Ausgetretener Dieseltreibstoff treibt an Wasseroberfläche
Das gesunkene Küstenmotorschiff "Verity" liegt in 30 Metern Tiefe rund 22 Kilometer südwestlich der Hochseeinsel Helgoland. Aufnahmen des Tauchroboters zeigen dem Havariekommando zufolge, dass das Wrack nicht auseinandergebrochen ist. Das Havariekommando bestätigte am Mittwoch, dass sich im Tank des Wracks 127 Kubikmeter Marinediesel befinden. Rund 90 Liter seien bis dato ausgetreten, trieben aber - zu diesem Zeitpunkt - weder in Richtung Helgoland noch in Richtung Küste. Bei der Frage, ob der gesunkene Frachter geborgen werden kann, legte sich Robby Renner, Leiter des Havariekommandos, nicht fest. Die Eigentümer des Schiffes müssten geeignete Bergungsfirmen beauftragen, sagte Renner. "Man wird schauen müssen, ob der Diesel entweder sicher verschlossen ist oder man ihn abpumpen kann, damit er nicht in großen Mengen in die Umwelt gerät", sagte Niedersachsens Umweltminister Christian Meyer (Grüne) am Mittwochvormittag. Wie es mit dem Wrack weiter geht, ist noch offen.
Tot geborgener Seemann soll obduziert werden
Die Staatsanwaltschaft Hamburg kündigte unterdessen an, dass der Leichnam des Seemanns, der kurz nach dem Zusammenstoß tot aus der Nordsee geborgen wurde, obduziert werden soll. Angaben zu seiner Identität gab es bislang nicht. Bei einer Pressekonferenz am Mittwoch teilte Robby Renner vom Havariekommando mit, dass es für die vier vermissten Besatzungsmitglieder der "Verity" keine Hoffnung mehr gibt. Taucher sowie auch ein ferngesteuerten Tauchroboter hatten am Wrack keine Lebenszeichen entdecken können.
Zwei Crewmitglieder wurden lebend gerettet
Ein Sprecher der Deutschen Gesellschaft zur Rettung Schiffbrüchiger (DGzRS) hatte von einem Zeitfenster von "maximal 20 Stunden" für die Rettung der vier vermissten Seeleute gesprochen - das war in der Nacht zu Mittwoch abgelaufen. Das Havariekommando geht deshalb davon aus, dass bei beziehungsweise infolge der Kollision der Frachter am Dienstagmorgen insgesamt fünf der sieben Seeleute der Verity" ums Leben gekommen sind. Zwei Crewmitglieder konnten am Dienstag lebend aus der Nordsee gerettet werden. Den 22 Besatzungsmitgliedern des zweiten an der Kollision beteiligten Schiffes, der "Polesie", gehe es "physisch gut", so Renner.

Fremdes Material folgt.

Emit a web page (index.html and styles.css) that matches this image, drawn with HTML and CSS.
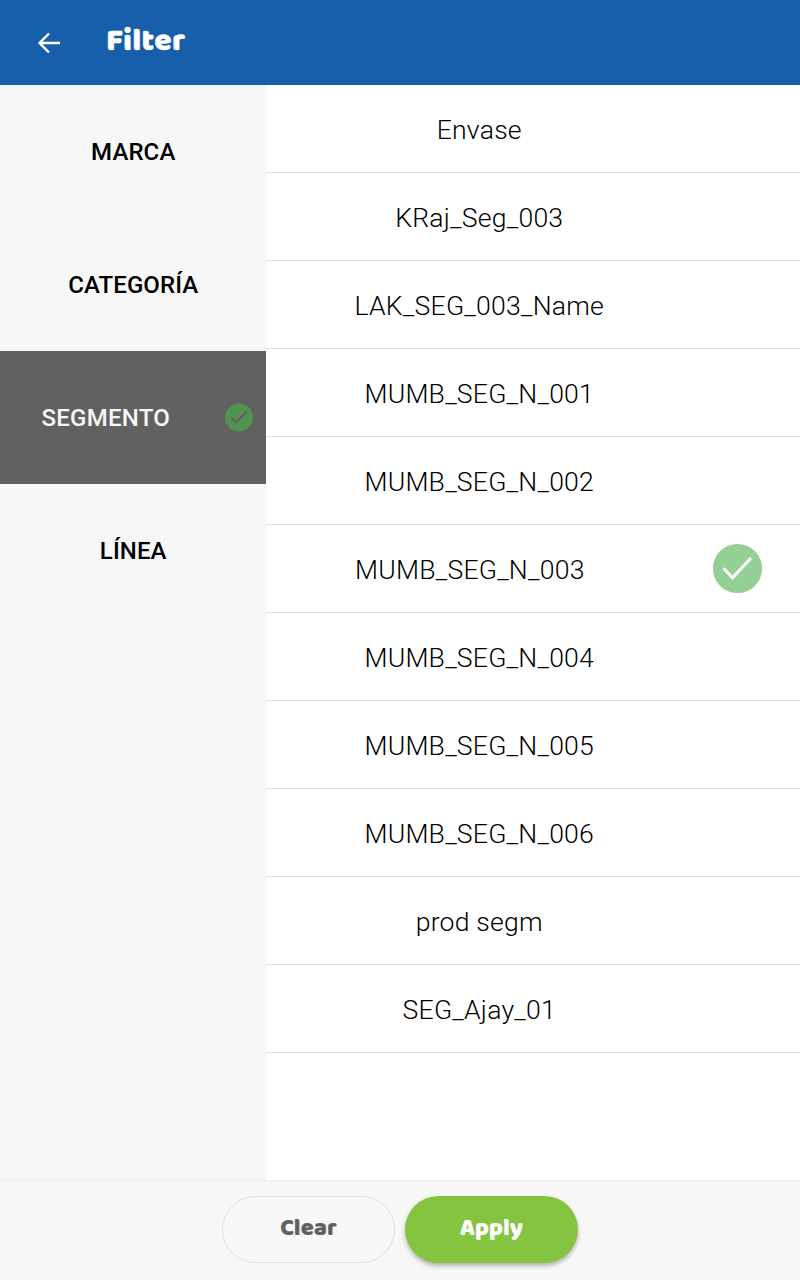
FILE: index.html
```html
<!DOCTYPE html>
<html lang="es">
<head>
<meta charset="utf-8">
<title>Filter</title>
<link rel="stylesheet" href="styles.css">
</head>
<body>
<header class="bar">
  <svg class="back" viewBox="0 0 24 24"><path d="M23 12H3M12 2.500L2.500 12l9.500 9.500"/></svg>
  <h1 class="title">Filter</h1>
</header>
<main class="content">
  <nav class="tabs">
    <div class="tab"><span>MARCA</span></div>
    <div class="tab"><span>CATEGORÍA</span></div>
    <div class="tab active"><span class="tab-label">SEGMENTO</span>
      <svg class="tab-check" viewBox="0 0 28 28"><circle cx="14" cy="13.500" r="14"/><path d="M6.500 13.700l4.500 4.800L21.800 7.500"/></svg>
    </div>
    <div class="tab"><span>LÍNEA</span></div>
  </nav>
  <section class="list">
    <div class="row"><span>Envase</span></div>
    <div class="row"><span>KRaj_Seg_003</span></div>
    <div class="row"><span>LAK_SEG_003_Name</span></div>
    <div class="row"><span>MUMB_SEG_N_001</span></div>
    <div class="row"><span>MUMB_SEG_N_002</span></div>
    <div class="row selected"><span>MUMB_SEG_N_003</span>
      <svg class="row-check" viewBox="0 0 50 50"><circle cx="25.500" cy="24.500" r="24.600"/><path d="M11.500 24.200l9 9.500L39 14"/></svg>
    </div>
    <div class="row"><span>MUMB_SEG_N_004</span></div>
    <div class="row"><span>MUMB_SEG_N_005</span></div>
    <div class="row"><span>MUMB_SEG_N_006</span></div>
    <div class="row"><span>prod segm</span></div>
    <div class="row"><span>SEG_Ajay_01</span></div>
  </section>
</main>
<footer class="footer">
  <button class="btn clear"><span>Clear</span></button>
  <button class="btn apply"><span>Apply</span></button>
</footer>
</body>
</html>
```
FILE: styles.css
```css
* { box-sizing: border-box; }
body { margin: 0; width: 800px; height: 1280px; display: flex; flex-direction: column; font-family: Roboto, sans-serif; background: #fff; color: #000; overflow: hidden; }
.bar { height: 85px; flex: none; background: #185fab; color: #fff; display: flex; align-items: center; padding-left: 37px; }
.back { width: 24px; height: 24px; fill: none; stroke: #fff; stroke-width: 2.4; }
.title { margin: 0 0 1px 45px; font: 900 32px/40px "Baloo 2", Lato, sans-serif; letter-spacing: 0.2px; -webkit-text-stroke: 0.3px currentColor; }
.content { flex: 1; display: flex; min-height: 0; }
.tabs { width: 266px; background: #f7f7f7; }
.tab { height: 133px; display: flex; align-items: center; justify-content: center; padding-left: 0.500px; font-size: 24px; font-weight: 500; letter-spacing: 0.1px; }
.active { background: #616161; color: #f7f7f7; justify-content: flex-start; padding-left: 41.500px; letter-spacing: 0.25px; }
.tab-label { width: 183.500px; }
.tab-check { width: 28px; height: 28px; fill: #529352; overflow: visible; }
.tab-check path { fill: none; stroke: #616161; stroke-width: 2; }
.list { flex: 1; }
.row { height: 88px; border-bottom: 1px solid #dedede; display: flex; align-items: center; justify-content: center; padding: 2px 107.500px 0 0; font-size: 26.600px; line-height: 30px; font-weight: 300; letter-spacing: 0.22px; }
.selected { justify-content: space-between; padding: 2px 38px 0 89px; }
.row-check { width: 50px; height: 50px; margin-top: -2px; fill: #94d095; overflow: visible; }
.row-check path { fill: none; stroke: #fff; stroke-width: 3; }
.footer { height: 100px; flex: none; background: #f7f7f7; border-top: 1px solid #eee; display: flex; justify-content: center; gap: 10px; padding-top: 15px; }
.btn { width: 173px; height: 67px; border-radius: 34px; border: 1px solid #dedede; background: #f8f8f8; color: #616161; font: 900 23.800px/30px "Baloo 2", Lato, sans-serif; letter-spacing: 0.1px; -webkit-text-stroke: 0.2px currentColor; padding: 0 0 3px; }
.apply { border: 0; background: #84c441; color: #fff; box-shadow: 0 3px 4px rgba(0,0,0,.28); }
```
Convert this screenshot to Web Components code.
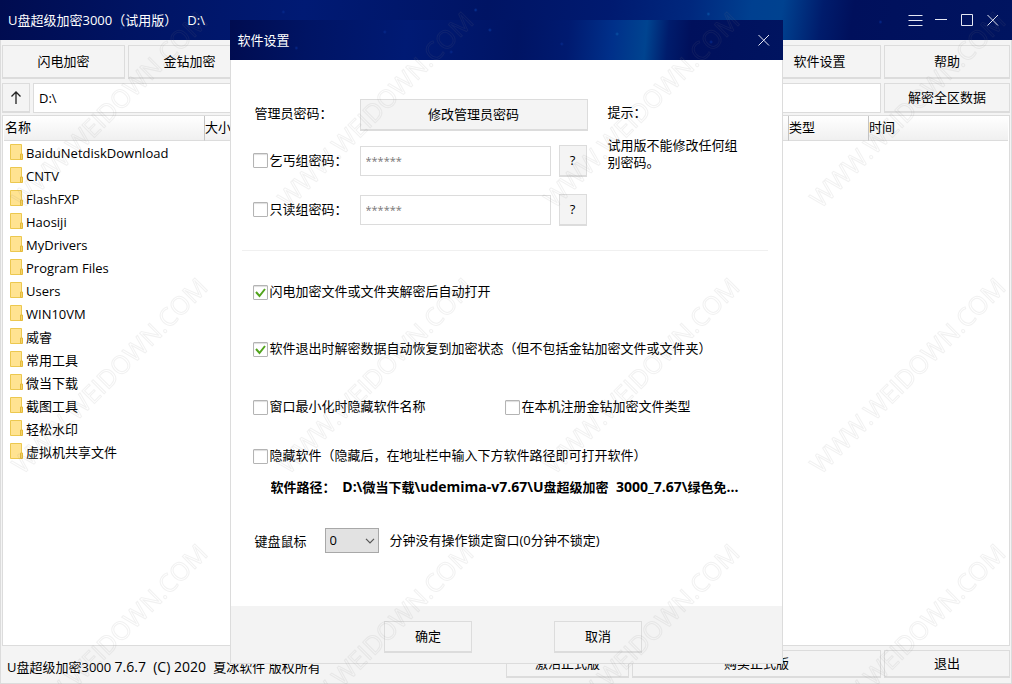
<!DOCTYPE html>
<html lang="zh-CN">
<head>
<meta charset="utf-8">
<meta name="viewport" content="width=device-width, initial-scale=1">
<title>U盘超级加密3000</title>
<style>
  :root {
    --line: #dcdcdc;
    --panel: #f4f4f4;
    --stars:
      radial-gradient(circle at 12% 70%, #06298c 0, transparent 2px),
      radial-gradient(circle at 28% 30%, #06298c 0, transparent 2px),
      radial-gradient(circle at 40% 80%, #06298c 0, transparent 2px),
      radial-gradient(circle at 47% 25%, #083496 0, transparent 2px),
      radial-gradient(circle at 60% 60%, #06298c 0, transparent 2px),
      radial-gradient(circle at 70% 35%, #0a52a4 0, transparent 2px),
      radial-gradient(circle at 87% 55%, #06298c 0, transparent 2px);
  }
  html, body { height: 100%; margin: 0; }
  body {
    font: 13px/17px "Open Sans", "Noto Sans CJK SC", sans-serif;
    color: #000;
    overflow: hidden;
  }
</style>
</head>
<body>
<app-window>
  <title-bar slot="title" heading="U盘超级加密3000（试用版）   D:\">
    <icon-button icon="menu" label="菜单"></icon-button>
    <icon-button icon="min" label="最小化"></icon-button>
    <icon-button icon="max" label="最大化"></icon-button>
    <icon-button icon="close" label="关闭"></icon-button>
  </title-bar>
  <tool-row slot="tools">
    <flat-button>闪电加密</flat-button>
    <flat-button>金钻加密</flat-button>
    <flat-button style="grid-column: 7">软件设置</flat-button>
    <flat-button>帮助</flat-button>
  </tool-row>
  <address-bar slot="address" path="D:\"></address-bar>
  <file-list slot="files"></file-list>
  <tool-row slot="status" class="status">
    <status-text style="grid-column: 1 / 5">U盘超级加密3000 <span style="font-size: 14px">7.6.7  (C) 2020  </span>夏冰软件 版权所有</status-text>
    <flat-button>激活正式版</flat-button>
    <flat-button style="grid-column: 6 / 8">购买正式版</flat-button>
    <flat-button>退出</flat-button>
  </tool-row>
  <settings-dialog slot="dialog"></settings-dialog>
</app-window>
<water-mark></water-mark>

<script>
const define = (name, html, setup) => {
  const template = document.createElement('template');
  template.innerHTML = html;
  customElements.define(name, class extends HTMLElement {
    connectedCallback() {
      if (this.shadowRoot) return;
      this.attachShadow({ mode: 'open' }).append(template.content.cloneNode(true));
      if (setup) setup(this, this.shadowRoot);
    }
  });
};

define('app-window', `
  <style>
    :host { display: block; height: 100vh; }
    .frame { display: flex; flex-direction: column; height: 100%; position: relative; }
    .body {
      flex: 1; min-height: 0; display: flex; flex-direction: column;
      box-sizing: border-box; padding: 5px 1px;
      background: var(--panel); border: 1px solid var(--line); border-top: 0;
    }
    slot[name=tools]::slotted(*) { height: 34px; margin-bottom: 4px; }
    slot[name=address]::slotted(*) { height: 30px; margin-bottom: 2px; }
    slot[name=files]::slotted(*) { flex: 1; min-height: 0; margin-bottom: 4px; }
    slot[name=status]::slotted(*) { height: 28px; }
    .overlay { position: absolute; inset: 0; display: grid; place-items: center; }
  </style>
  <div class="frame">
    <slot name="title"></slot>
    <main class="body">
      <slot name="tools"></slot><slot name="address"></slot>
      <slot name="files"></slot><slot name="status"></slot>
    </main>
    <div class="overlay"><slot name="dialog"></slot></div>
  </div>`);

define('title-bar', `
  <style>
    :host {
      display: flex; align-items: center; height: 40px; flex: none;
      box-sizing: border-box; padding: 0 6px 0 8px; color: #fff;
      background: var(--stars), linear-gradient(98deg, #000c50 0, #001464 14%, #001a74 30%,
        #001464 48%, #001a70 60%, #00287e 68%, #004090 74%, #004290 77%, #001c6c 81%, #00105c 84%, #001460 100%);
    }
    h1 { flex: 1; margin: 0; font: inherit; white-space: pre; }
  </style>
  <h1></h1><slot></slot>`,
  (host, root) => { root.querySelector('h1').textContent = host.getAttribute('heading'); });

const icons = {
  menu: '<path d="M6.5 8.5h14M6.5 13.5h14M6.5 18.5h14"/>',
  min: '<path d="M7 12.5h12"/>',
  max: '<path d="M7.5 7.5h11v11h-11z"/>',
  close: '<path d="M7.500 8l10.500 10.500M18 8l-10.500 10.500"/>'
};
define('icon-button', `
  <style>
    :host { display: block; width: 26px; height: 26px; }
    button { display: block; width: 26px; height: 26px; padding: 0; border: 0; background: none; }
    svg { display: block; fill: none; stroke: #e6e8f4; stroke-width: 1; }
  </style>
  <button type="button"></button>`,
  (host, root) => {
    const button = root.querySelector('button');
    button.setAttribute('aria-label', host.getAttribute('label'));
    button.innerHTML = '<svg width="26" height="26" viewBox="0 0 26 26">' + icons[host.getAttribute('icon')] + '</svg>';
  });

define('tool-row', `
  <style>
    :host {
      display: grid; gap: 3px; flex: none;
      grid-template-columns: repeat(7, minmax(0, 41fr)) minmax(0, 42fr);
    }
  </style>
  <slot></slot>`);

define('flat-button', `
  <style>
    :host { display: block; }
    button {
      display: block; width: 100%; height: 100%; padding: 0 0 var(--lift, 1px);
      font: inherit; color: inherit; background: var(--panel);
      border: 1px solid var(--line); border-bottom-width: 2px;
    }
  </style>
  <button type="button"><slot></slot></button>`);

define('status-text', `
  <style>
    :host { display: block; }
    p { margin: 0; padding: 8px 5px 0; white-space: pre; }
  </style>
  <p><slot></slot></p>`);

define('address-bar', `
  <style>
    :host {
      display: grid; gap: 3px; flex: none;
      grid-template-columns: 28px minmax(0, 1fr) 126px;
    }
    input {
      box-sizing: border-box; width: 100%; height: 100%; padding: 0 5px;
      border: 1px solid var(--line); font: inherit; background: #fff; outline: 0;
    }
    svg { display: block; margin: 0 auto; fill: none; stroke: #222; stroke-width: 1.3; }
  </style>
  <flat-button><svg role="img" aria-label="向上" width="12" height="14" viewBox="0 0 12 14"><path d="M6 14V2M1.500 6.500L6 2l4.500 4.500"/></svg></flat-button>
  <input type="text" aria-label="路径">
  <flat-button>解密全区数据</flat-button>`,
  (host, root) => { root.querySelector('input').value = host.getAttribute('path'); });

define('file-list', `
  <style>
    :host { display: block; background: #fff; border: 1px solid var(--line); box-sizing: border-box; overflow: hidden; padding: 0 1px; }
    table { width: 100%; table-layout: fixed; border-collapse: separate; border-spacing: 0; }
    th {
      height: 25px; padding: 0 0 1px; text-align: left; font-weight: normal;
      background: linear-gradient(#fff, #f0f0f0); border-bottom: 1px solid var(--line); border-left: 1px solid #c4c4c4;
      box-sizing: border-box;
    }
    th:first-child { border-left: 0; padding-left: 1px; }
    td { height: 22px; padding: 1px 0 0; }
    a { display: flex; align-items: center; gap: 3px; padding-left: 6px; color: inherit; text-decoration: none; white-space: nowrap; }
    svg { display: block; margin-bottom: 2px; }
  </style>
  <table>
    <colgroup><col style="width:200px"><col><col style="width:80px"><col style="width:140px"></colgroup>
    <thead><tr><th>名称</th><th>大小</th><th>类型</th><th>时间</th></tr></thead>
    <tbody></tbody>
  </table>`,
  (host, root) => {
    const names = ['BaiduNetdiskDownload', 'CNTV', 'FlashFXP', 'Haosiji', 'MyDrivers', 'Program Files', 'Users',
      'WIN10VM', '威睿', '常用工具', '微当下载', '截图工具', '轻松水印', '虚拟机共享文件'];
    root.querySelector('tbody').innerHTML = names.map(name => `<tr><td colspan="4"><a href="#"><svg width="13" height="16" viewBox="0 0 13 16"><path d="M.5.5h11v15H.5z" fill="#ffe391" stroke="#ecc84f"/><path d="M10.500 15.500v-5.500h2v5.500z" fill="#f6d466" stroke="#e3b93b"/></svg>${name}</a></td></tr>`).join('');
  });

define('check-box', `
  <style>
    :host { display: block; }
    label { display: flex; align-items: center; gap: 2px; white-space: nowrap; }
    input {
      appearance: none; flex: none; width: 15px; height: 15px; margin: 0; box-sizing: border-box;
      border: 1px solid #b4b4b4; border-radius: 1px; background: #fff; box-shadow: inset 0 1px 1px #ddd;
    }
    .box { display: grid; margin-top: 1px; }
    .box > * { grid-area: 1 / 1; }
    svg { display: none; fill: none; stroke: #52a41c; stroke-width: 2; }
    input:checked + svg { display: block; }
  </style>
  <label><span class="box"><input type="checkbox"><svg width="15" height="15" viewBox="0 0 15 15"><path d="M3 7l3.500 4L12 4"/></svg></span><slot></slot></label>`,
  (host, root) => { root.querySelector('input').checked = host.hasAttribute('checked'); });

define('settings-dialog', `
  <style>
    :host { display: flex; flex-direction: column; width: 553px; min-height: 644px; background: #fff; }
    header {
      display: flex; align-items: center; justify-content: space-between; height: 40px; box-sizing: border-box;
      padding: 0 6px 0 8px; color: #fff;
      background: var(--stars), linear-gradient(95deg, #000c50 0, #001464 14%, #001a74 32%,
        #001464 52%, #001a70 61%, #00308a 69%, #004490 75%, #001c6c 79%, #00105c 83%, #001460 100%);
    }
    h2 { margin: 0; font: inherit; }
    .content { flex: 1; display: flex; flex-direction: column; border: solid var(--line); border-width: 0 1px; padding: 39px 14px 0 11px; }
    .passwords {
      display: grid; grid-template-columns: 107px 191px 37px 1fr; grid-template-rows: 46px 49px 32px;
      padding: 0 0 0 11px; margin-bottom: 24px;
    }
    .row { display: grid; grid-column: 1 / 4; grid-template-columns: subgrid; align-items: center; height: 32px; }
    .row check-box { margin-bottom: 2px; }
    .label { padding: 0 0 4px 2px; }
    .wide { grid-column: 2 / 4; height: 32px; }
    .row input {
      box-sizing: border-box; width: 100%; height: 30px; padding: 0 5px 2px; margin: 0; outline: 0;
      border: 1px solid var(--line); background: #fff; font: inherit; font-size: 11px; color: #777;
    }
    .help { --lift: 0; height: 32px; margin-left: 8px; margin-right: 1px; }
    .tip { grid-column: 4; grid-row: 1 / 4; padding: 5px 26px 0 20px; }
    .tip p { margin: 0 0 16px; }
    hr { width: 100%; height: 1px; border: 0; margin: 0; background: #f0f0f0; }
    .options { display: flex; flex-direction: column; padding: 32px 0 0 11px; }
    .options > check-box { margin-bottom: 40px; }
    .pair { display: grid; grid-template-columns: 252px 1fr; margin: 1px 0 32px; }
    .options > check-box.hide { margin-bottom: 14px; }
    .path { margin: 0 8px 0 18px; font-weight: bold; white-space: pre; overflow: hidden; }
    .path span { font-size: 14px; }
    .lock { display: flex; align-items: center; margin: 32px 0 0 2px; }
    .lock label { width: 70px; padding-top: 2px; }
    .select { display: grid; width: 54px; margin-right: 11px; }
    .select > * { grid-area: 1 / 1; }
    select {
      appearance: none; width: 54px; height: 25px; padding: 0 4px; font: inherit; color: inherit;
      background: #e2e2e2; border: 1px solid #a8a8a8; border-radius: 0;
    }
    .select svg { place-self: center end; margin-right: 4px; fill: none; stroke: #555; stroke-width: 1.2; pointer-events: none; }
    footer {
      display: flex; justify-content: center; gap: 82px; box-sizing: border-box; height: 58px; padding: 15px 0 0 14px;
      background: #f3f3f3; border: 1px solid var(--line); border-top: 0;
    }
    footer flat-button { width: 88px; height: 32px; }
  </style>
  <header><h2>软件设置</h2><icon-button icon="close" label="关闭"></icon-button></header>
  <section class="content">
    <div class="passwords">
      <div class="row"><span class="label">管理员密码：</span><flat-button class="wide">修改管理员密码</flat-button></div>
      <div class="row"><check-box>乞丐组密码：</check-box><input type="text" value="******" aria-label="乞丐组密码"><flat-button class="help">?</flat-button></div>
      <div class="row"><check-box>只读组密码：</check-box><input type="text" value="******" aria-label="只读组密码"><flat-button class="help">?</flat-button></div>
      <div class="tip"><p>提示：</p><p>试用版不能修改任何组别密码。</p></div>
    </div>
    <hr>
    <div class="options">
      <check-box checked>闪电加密文件或文件夹解密后自动打开</check-box>
      <check-box checked>软件退出时解密数据自动恢复到加密状态（但不包括金钻加密文件或文件夹）</check-box>
      <div class="pair"><check-box>窗口最小化时隐藏软件名称</check-box><check-box>在本机注册金钻加密文件类型</check-box></div>
      <check-box class="hide">隐藏软件（隐藏后，在地址栏中输入下方软件路径即可打开软件）</check-box>
      <div class="path">软件路径：  <span>D:\\</span>微当下载<span>\\udemima-v7.67\\U</span>盘超级加密<span>  3000_7.67\\</span>绿色免<span>...</span></div>
      <div class="lock">
        <label for="minutes">键盘鼠标</label>
        <span class="select"><select id="minutes"><option>0</option></select><svg width="10" height="6" viewBox="0 0 10 6"><path d="M1 .8l4 4 4-4"/></svg></span>
        <span>分钟没有操作锁定窗口(0分钟不锁定)</span>
      </div>
    </div>
  </section>
  <footer><flat-button>确定</flat-button><flat-button>取消</flat-button></footer>`);

define('water-mark', `
  <style>
    :host { position: fixed; inset: 0; pointer-events: none; }
    svg { display: block; width: 100%; height: 100%; }
    text { font: 25px "Open Sans", sans-serif; text-anchor: middle; fill: none; stroke: rgba(128, 128, 128, .11); stroke-width: 1; }
  </style>
  <svg aria-hidden="true"></svg>`,
  (host, root) => {
    const pitch = 266;
    let marks = '';
    for (let row = 0; row * pitch < innerHeight; row++)
      for (let col = 0; col * pitch < innerWidth; col++)
        marks += `<text transform="translate(${116 + col * pitch} ${116 + row * pitch}) rotate(-45)">WWW.WEIDOWN.COM</text>`;
    root.querySelector('svg').innerHTML = marks;
  });
</script>
</body>
</html>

Das Schiff erreichte am Mittwochmorgen aus eigener Kraft Cuxhaven.
Gebiet ist für den Schiffsverkehr gesperrt
Das kleinere Küstenmotorschiff "Verity" war am frühen Dienstagmorgen beladen mit Stahlblechen auf dem Weg von Bremen nach Immingham in Großbritannien. Der mit 190 Metern Länge größere Massengutschiff "Polesie" fuhr von Hamburg nach La Coruña in Spanien. Der Zusammenstoß der beiden Frachter ereignete sich in einem der meistbefahrenen Seegebiete weltweit - denn in der Deutschen Bucht verlaufen zwei international eingerichtete Schifffahrtsstraßen in Ost-West-Richtung, wie eine Sprecherin des Bundesamtes für Seeschifffahrt und Hydrographie (BSH) sagte. Das Gebiet ist weiter in einem Radius von zwei Seemeilen um die Unglücksstelle für den Schiffsverkehr gesperrt.